'Anal' legal declaration letters

Who has access to Home Office visa guidance? Who can change it?

This guidance is important, designed to flesh out the immigration rules which govern who can enter and stay in the UK, and who can't.

Late last year Edgewater Legal was trudging through the Tier 1 (Entrepreneur) guidance, and in particular the requirement for lawyers to provide verification letters for third party declarations of funding availability. The third party funding rules for migrant entrepreneurs are incredibly prescriptive, as our recent article sets out.

We came across the following paragraph, with the relevant word highlighted (and since removed):

...You may provide a single letter covering all third-party permissions, or several letters from several legal representatives. anal legal declaration letters must be originals and not copies, and must be from legal representatives permitted to practise in the country where the third party/ third parties, or the money is.

Anyone who has a copy of the previous version of the guidance (04/2017) kicking about should still be able to find it (p. 37). Edgewater Legal contacted the Home Office business helpdesk at the time and made them aware of the issue. The wording was changed later the same week.

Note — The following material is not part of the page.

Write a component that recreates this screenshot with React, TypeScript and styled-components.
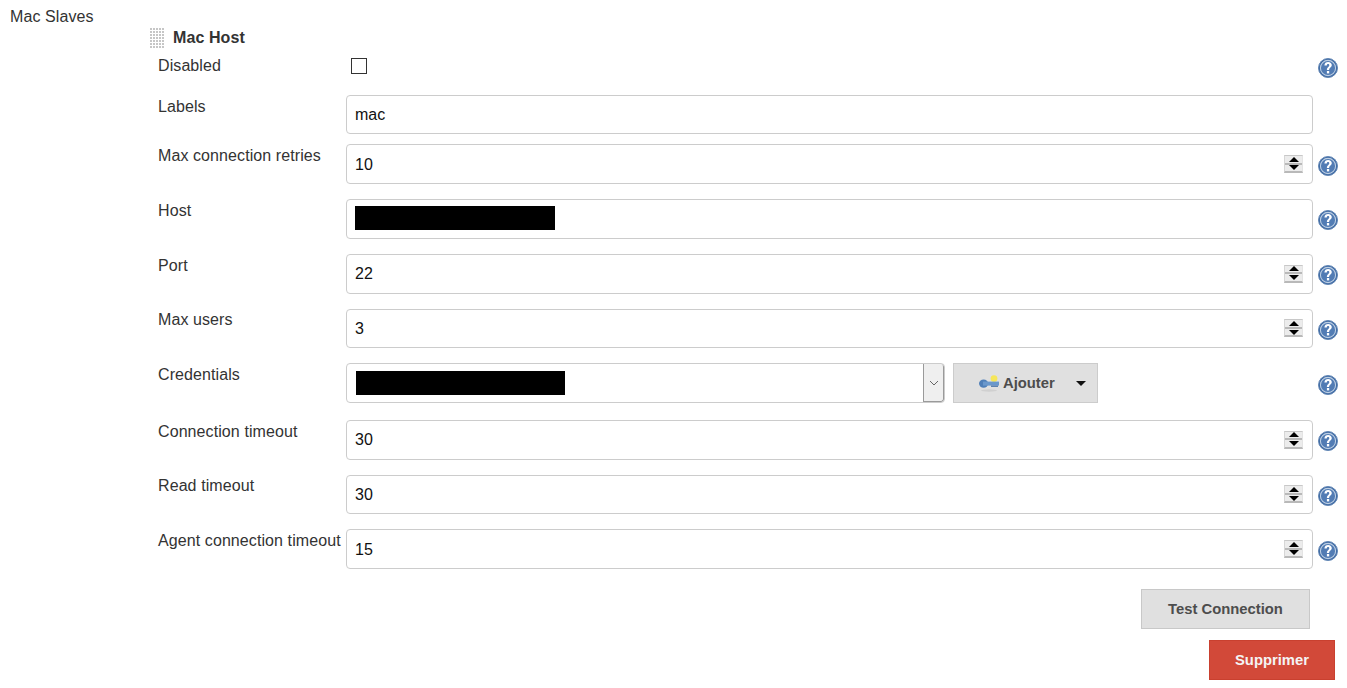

Now, this doesn't appear to be a typo - 'anal' is some way from 'all', which is what is was changed back to. It raises the possibility that this was an amendment, and was placed in the guidance deliberately.

On the one hand, this is rather heartening. If it was inserted on purpose, it shows what the policy team (or whomever had access to the document) thinks of this requirement. It reminds us that it is not the case workers who make up the rules. Perhaps they also tire of the paranoid fear which seams through these regulations.

On the other, however, it is a concern that guidance can be changed in this way, whether as a result of genuine typographical error, or a rogue caseworker after a few too many shandies at lunch. It raises questions about Home Office quality-assurance processes, and what safeguards are in place to prevent changes to these documents (malicious or otherwise), and upon which applicants are relying for accuracy and staking thousands of pounds in application fees.